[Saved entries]

(begin)

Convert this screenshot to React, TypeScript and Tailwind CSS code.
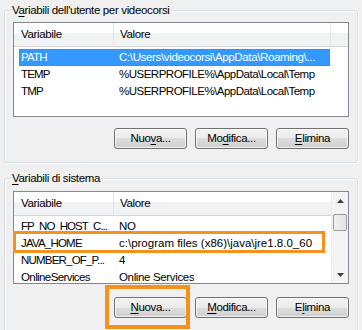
import React from "react";

const btnCls =
  "w-[73px] h-[21px] rounded-[3px] border border-[#707070] bg-[linear-gradient(to_bottom,#f2f2f2_0%,#ebebeb_50%,#dddddd_50%,#cfcfcf_100%)] shadow-[inset_0_0_0_1px_rgba(255,255,255,0.7)] text-black flex items-center justify-center leading-none";

function Btn({ children }: { children: React.ReactNode }) {
  return <div className={btnCls}>{children}</div>;
}

function U({ children }: { children: React.ReactNode }) {
  return <span className="underline underline-offset-[2px]">{children}</span>;
}

type Row = { name: string; value: string; selected?: boolean; nameCls?: string; valueCls?: string };

function Header({ trailingSep }: { trailingSep?: boolean }) {
  return (
    <div className="flex h-[24px] items-center bg-[linear-gradient(to_bottom,#ffffff_0%,#ffffff_45%,#f1f2f4_45%,#f1f2f4_100%)] border-b border-[#d5d5d5] text-black">
      <div className="w-[100px] h-full flex items-center pl-[7px] border-r border-[#e3e5e8]">Variabile</div>
      <div className={"h-full flex items-center pl-[6px] " + (trailingSep ? "w-[217px] border-r border-[#e3e5e8]" : "flex-1")}>Valore</div>
    </div>
  );
}

function Rows({ rows }: { rows: Row[] }) {
  return (
    <div className="pt-[2px]">
      {rows.map((r) => (
        <div
          key={r.name}
          className={
            "ml-[5px] w-[311px] h-[17px] flex items-center whitespace-nowrap border " +
            (r.selected ? "bg-[#3399ff] text-white border-dotted border-[#c86a00]" : "border-transparent text-black")
          }
        >
          <div className={"w-[93px] shrink-0 pl-[1px] " + (r.nameCls ?? "")}>{r.name}</div>
          <div className={"pl-[6px] overflow-hidden " + (r.valueCls ?? "")}>{r.value}</div>
        </div>
      ))}
    </div>
  );
}

function Group({
  title,
  children,
  className,
}: {
  title: React.ReactNode;
  children: React.ReactNode;
  className?: string;
}) {
  return (
    <div
      className={
        "relative mx-[4px] border border-[#d5dfe5] rounded-[3px] shadow-[inset_1px_1px_0_#ffffff,1px_1px_0_#ffffff] px-[8px] " +
        (className ?? "")
      }
    >
      <span className="absolute left-[6px] -top-[8px] px-[1px] bg-[#f0f0f0] leading-[15px] whitespace-nowrap">
        {title}
      </span>
      {children}
    </div>
  );
}

export default function App() {
  const caps = "tracking-[-0.8px]";
  const userRows: Row[] = [
    { name: "PATH", value: "C:\\Users\\videocorsi\\AppData\\Roaming\\...", selected: true, nameCls: caps },
    { name: "TEMP", value: "%USERPROFILE%\\AppData\\Local\\Temp", nameCls: caps, valueCls: "tracking-[-0.5px]" },
    { name: "TMP", value: "%USERPROFILE%\\AppData\\Local\\Temp", nameCls: caps, valueCls: "tracking-[-0.5px]" },
  ];
  const sysRows: Row[] = [
    { name: "FP_NO_HOST_C...", value: "NO", nameCls: "tracking-[-1px]" },
    { name: "JAVA_HOME", value: "c:\\program files (x86)\\java\\jre1.8.0_60", nameCls: caps, valueCls: "tracking-[0px]" },
    { name: "NUMBER_OF_P...", value: "4", nameCls: caps },
    { name: "OnlineServices", value: "Online Services", nameCls: "tracking-[-0.6px]" },
  ];

  return (
    <div className="w-[362px] h-[330px] overflow-hidden bg-[#f0f0f0] text-black text-[11.5px] tracking-[-0.35px] font-['Liberation_Sans',Arial,sans-serif] pt-[10px]">
      <Group
        title={
          <>
            V<U>a</U>riabili dell'utente per videocorsi
          </>
        }
        className="pt-[11px] pb-[13px]"
      >
        <div className="h-[95px] border border-[#828790] bg-white overflow-hidden">
          <Header trailingSep />
          <Rows rows={userRows} />
        </div>
        <div className="mt-[11px] flex justify-end gap-[8px]">
          <Btn>
            Nuo<U>v</U>a...
          </Btn>
          <Btn>
            Mo<U>d</U>ifica...
          </Btn>
          <Btn>
            <U>E</U>limina
          </Btn>
        </div>
      </Group>

      <Group
        title={
          <>
            <U>V</U>ariabili di sistema
          </>
        }
        className="mt-[15px] pt-[12px] pb-[30px]"
      >
        <div className="h-[93px] border border-[#828790] bg-white overflow-hidden flex">
          <div className="w-[317px] overflow-hidden">
            <Header />
            <Rows rows={sysRows} />
          </div>
          <div className="w-[17px] h-full flex flex-col bg-[#f4f4f4] border-l border-[#ececec]">
            <div className="h-[17px] flex items-center justify-center">
              <svg width="7" height="4" viewBox="0 0 7 4">
                <path d="M3.5 0 L7 4 L0 4 Z" fill="#404040" />
              </svg>
            </div>
            <div className="mt-[5px] mx-[1px] h-[17px] rounded-[2px] border border-[#9b9b9b] bg-[linear-gradient(to_right,#f2f2f2,#e2e2e2)]" />
            <div className="flex-1" />
            <div className="h-[17px] flex items-center justify-center">
              <svg width="7" height="4" viewBox="0 0 7 4">
                <path d="M0 0 L7 0 L3.5 4 Z" fill="#404040" />
              </svg>
            </div>
          </div>
        </div>
        <div className="mt-[13px] flex justify-end gap-[8px]">
          <Btn>
            <U>N</U>uova...
          </Btn>
          <Btn>
            <U>M</U>odifica...
          </Btn>
          <Btn>
            E<U>l</U>imina
          </Btn>
        </div>
        <div className="absolute left-[8px] top-[52px] w-[312px] h-[22px] border-[3px] border-[#f5921e] pointer-events-none" />
        <div className="absolute left-[100px] top-[106px] w-[85px] h-[44px] border-[4px] border-[#f5921e] pointer-events-none" />
      </Group>
    </div>
  );
}
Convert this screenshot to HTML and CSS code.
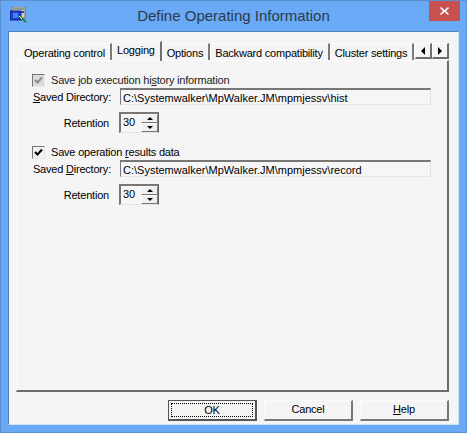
FILE: index.html
```html
<!DOCTYPE html>
<html lang="en">
<head>
  <meta charset="UTF-8">
  <title>Define Operating Information</title>
  <link rel="stylesheet" href="styles.css">
</head>
<body>

<div class="window">
  <div class="titlebar">
    <svg class="app-icon" width="17" height="16" viewBox="0 0 17 16">
      <rect x="2" y="0" width="13" height="11" fill="#d8d4c4" stroke="#77756a"/>
      <rect x="3" y="1" width="11" height="2" fill="#8a9a8c"/>
      <rect x="0" y="4" width="11" height="9" fill="#1a3fd0" stroke="#10208a"/>
      <rect x="3" y="6" width="5" height="5" fill="#3f86f0"/>
      <rect x="11" y="4" width="3" height="2" fill="#2040c0"/>
      <path d="M9 9l7 6" stroke="#1e8a2c" stroke-width="2.2"/>
      <path d="M9 9l3 3" stroke="#e8f0c0" stroke-width="1"/>
    </svg>
    <div class="title">Define Operating Information</div>
    <div class="close">
      <svg width="9" height="8" viewBox="0 0 9 8"><path d="M1 0l3.500 3 3.500-3 1 1-3 3 3 3-1 1-3.500-3-3.500 3-1-1 3-3-3-3z" fill="#fff"/></svg>
    </div>
  </div>

  <div class="client">
    <div class="tabstrip">
      <div class="tab">Operating control</div>
      <div class="tab active">Logging</div>
      <div class="tab">Options</div>
      <div class="tab">Backward compatibility</div>
      <div class="tab">Cluster settings</div>
      <div class="tab-scroll">
        <div class="scroll-btn"><span class="arrow-left"></span></div>
        <div class="scroll-btn"><span class="arrow-right"></span></div>
      </div>
    </div>

    <div class="panel">
      <div class="group">
        <div class="check-row disabled">
          <span class="checkbox"><svg width="9" height="9" viewBox="0 0 9 9"><path d="M1 4l2.500 2.500L8 1.500" fill="none" stroke="#8c8c8c" stroke-width="2"/></svg></span>
          <span>Save job execution hi<u>s</u>tory information</span>
        </div>
        <div class="dir-row">
          <span class="dir-label"><u>S</u>aved Directory:</span>
          <div class="textbox">C:\Systemwalker\MpWalker.JM\mpmjessv\hist</div>
        </div>
        <div class="ret-row">
          <span class="ret-label">Retention</span>
          <div class="spin">
            <div class="spin-value">30</div>
            <div class="spin-btns">
              <div class="spin-btn"><span class="arrow-up"></span></div>
              <div class="spin-btn"><span class="arrow-down"></span></div>
            </div>
          </div>
        </div>
      </div>

      <div class="group">
        <div class="check-row">
          <span class="checkbox"><svg width="9" height="9" viewBox="0 0 9 9"><path d="M1 4l2.500 2.500L8 1.500" fill="none" stroke="#000" stroke-width="2"/></svg></span>
          <span>Save operation <u>r</u>esults data</span>
        </div>
        <div class="dir-row">
          <span class="dir-label">Saved <u>D</u>irectory:</span>
          <div class="textbox">C:\Systemwalker\MpWalker.JM\mpmjessv\record</div>
        </div>
        <div class="ret-row">
          <span class="ret-label">Retention</span>
          <div class="spin">
            <div class="spin-value">30</div>
            <div class="spin-btns">
              <div class="spin-btn"><span class="arrow-up"></span></div>
              <div class="spin-btn"><span class="arrow-down"></span></div>
            </div>
          </div>
        </div>
      </div>
    </div>

    <div class="buttons">
      <div class="btn default"><span class="focus-ring">OK</span></div>
      <div class="btn">Cancel</div>
      <div class="btn"><span><u>H</u>elp</span></div>
    </div>
  </div>
</div>

</body>
</html>
```

FILE: styles.css
```css
:root {
  --frame: #69a9f5;
  --dither: repeating-conic-gradient(#eeeeee 0% 25%, #fbfbfb 0% 50%) 0 0 / 2px 2px;
}

html, body {
  margin: 0;
  height: 100%;
}

body {
  font-family: "Liberation Sans", Arial, sans-serif;
  font-size: 11px;
  letter-spacing: -0.2px;
  color: #000;
  overflow: hidden;
}

.window {
  box-sizing: border-box;
  width: 467px;
  height: 433px;
  background: var(--frame);
  border: 1px solid #5a8fd0;
  padding: 0 7px 7px;
  display: flex;
  flex-direction: column;
}

.titlebar {
  height: 30px;
  display: flex;
  align-items: flex-start;
  position: relative;
  flex: none;
}
.app-icon {
  margin: 6px 0 0 2px;
}
.title {
  position: absolute;
  left: 0;
  right: 0;
  top: 5px;
  text-align: center;
  font-size: 15px;
  letter-spacing: 0;
  line-height: 20px;
  color: #2b3a4a;
}
.close {
  position: absolute;
  right: -1px;
  top: 0;
  width: 31px;
  height: 20px;
  background: #c75050;
  display: flex;
  align-items: center;
  justify-content: center;
}

.client {
  flex: 1;
  background: var(--dither);
  border: 1px solid #4f7fb8;
  border-right-color: #cfe0f5;
  border-bottom-color: #cfe0f5;
  padding: 9px 9px 0 7px;
  display: flex;
  flex-direction: column;
  min-height: 0;
}

.tabstrip {
  display: flex;
  align-items: flex-end;
  height: 19px;
  padding-left: 3px;
  position: relative;
  z-index: 1;
  flex: none;
}
.tab {
  height: 17px;
  line-height: 18px;
  padding: 0 5px 0 4px;
  box-sizing: border-box;
  border-top: 1px solid #fbfbfb;
  border-left: 1px solid #fbfbfb;
  border-right: 2px solid #7a7a7a;
  white-space: nowrap;
}
.tab.active {
  height: 20px;
  line-height: 17px;
  margin-bottom: -1px;
  padding: 0 5px 0 4px;
  border-right-color: #6e6e6e;
}
.tab-scroll {
  display: flex;
  position: absolute;
  right: 0;
  top: 2px;
}
.scroll-btn {
  width: 17px;
  height: 16px;
  box-sizing: border-box;
  border: 1px solid #fbfbfb;
  border-right: 2px solid #6e6e6e;
  border-bottom: 2px solid #6e6e6e;
  display: flex;
  align-items: center;
  justify-content: center;
}
.arrow-left, .arrow-right {
  width: 0;
  height: 0;
  border-top: 4px solid transparent;
  border-bottom: 4px solid transparent;
}
.arrow-left { border-right: 4px solid #000; }
.arrow-right { border-left: 4px solid #000; }

.panel {
  flex: none;
  height: 332px;
  box-sizing: border-box;
  border-top: 1px solid #fbfbfb;
  border-left: 1px solid #fbfbfb;
  border-right: 2px solid #6e6e6e;
  border-bottom: 2px solid #6e6e6e;
  padding: 11px 0 0 15px;
}

.group {
  margin-bottom: 11px;
}
.check-row {
  display: flex;
  align-items: center;
  gap: 6px;
  height: 16px;
}
.check-row.disabled { color: #222; }
.checkbox {
  width: 13px;
  height: 13px;
  box-sizing: border-box;
  border: 1px solid #777;
  border-right-color: #e8e8e8;
  border-bottom-color: #e8e8e8;
  background: #f2f2f2;
  display: flex;
  align-items: center;
  justify-content: center;
}
.check-row.disabled .checkbox { background: #dcdcdc; }

.dir-row {
  display: flex;
  align-items: center;
  height: 17px;
}
.dir-label {
  width: 79px;
  text-align: right;
  flex: none;
  white-space: nowrap;
}
.textbox {
  margin-left: 9px;
  width: 311px;
  height: 17px;
  line-height: 16px;
  box-sizing: border-box;
  padding-left: 2px;
  letter-spacing: 0;
  border-top: 2px solid #777;
  border-left: 1px solid #777;
  border-right: 1px solid #e4e4e4;
  border-bottom: 1px solid #e4e4e4;
  background: #f6f6f6;
  white-space: nowrap;
}

.ret-row {
  display: flex;
  align-items: center;
  margin-top: 7px;
  height: 21px;
}
.ret-label {
  width: 77px;
  text-align: right;
  flex: none;
}
.spin {
  margin-left: 10px;
  width: 40px;
  height: 21px;
  box-sizing: border-box;
  border-top: 2px solid #777;
  border-left: 2px solid #777;
  border-right: 1px solid #666;
  border-bottom: 1px solid #e4e4e4;
  display: flex;
  background: #f6f6f6;
}
.spin-value {
  flex: 1;
  line-height: 17px;
  padding-left: 2px;
  letter-spacing: 0;
}
.spin-btns {
  width: 17px;
  display: flex;
  flex-direction: column;
}
.spin-btn {
  flex: 1;
  box-sizing: border-box;
  border: 1px solid #fbfbfb;
  border-right-color: #777;
  border-bottom-color: #777;
  background: #f0f0f0;
  display: flex;
  align-items: center;
  justify-content: center;
}
.arrow-up, .arrow-down {
  width: 0;
  height: 0;
  border-left: 3px solid transparent;
  border-right: 3px solid transparent;
}
.arrow-up { border-bottom: 3px solid #000; }
.arrow-down { border-top: 3px solid #000; }

.buttons {
  display: flex;
  justify-content: flex-end;
  gap: 7px;
  margin-top: 8px;
}
.btn {
  width: 89px;
  height: 21px;
  box-sizing: border-box;
  padding-bottom: 2px;
  border-top: 1px solid #fbfbfb;
  border-left: 1px solid #fbfbfb;
  border-right: 2px solid #777;
  border-bottom: 2px solid #777;
  display: flex;
  align-items: center;
  justify-content: center;
}
.btn.default {
  border: 1px solid #555;
  border-right: 2px solid #555;
  border-bottom: 2px solid #555;
  padding: 2px;
}
.focus-ring {
  flex: 1;
  align-self: stretch;
  text-align: center;
  line-height: 12px;
  border: 1px dotted #000;
}
```
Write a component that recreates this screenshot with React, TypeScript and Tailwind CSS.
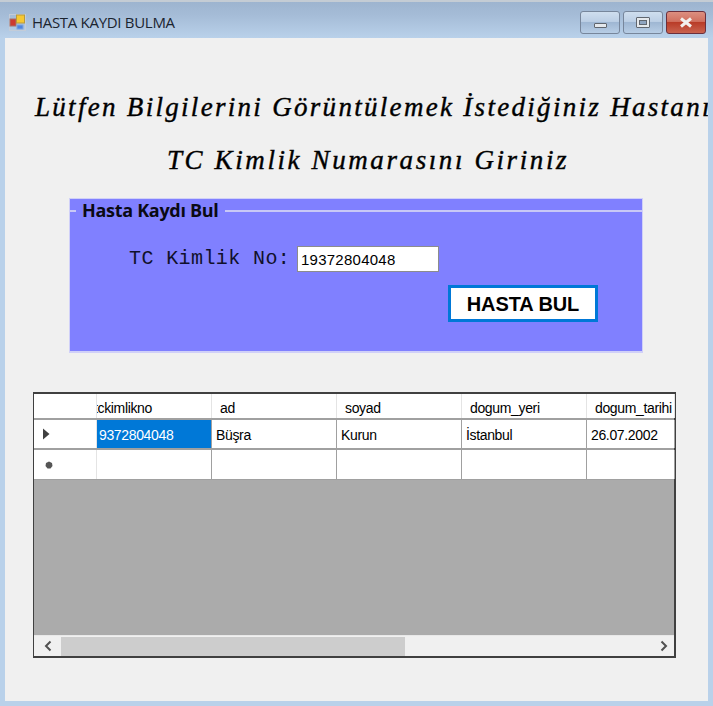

(end)

[WHAT NEEDS TO BE DONE]
Your task is to reproduce exactly the lines from the start of the data above through the line containing "h-[21px] rounded-[3px] border", leaving every picture out.

[SOLUTION FOR THIS PROBLEM]
Convert this screenshot to React, TypeScript and Tailwind CSS code.
import React from "react";

const btnCls =
  "w-[73px] h-[21px] rounded-[3px] border border-[#707070] bg-[linear-gradient(to_bottom,#f2f2f2_0%,#ebebeb_50%,#dddddd_50%,#cfcfcf_100%)] shadow-[inset_0_0_0_1px_rgba(255,255,255,0.7)] text-black flex items-center justify-center leading-none";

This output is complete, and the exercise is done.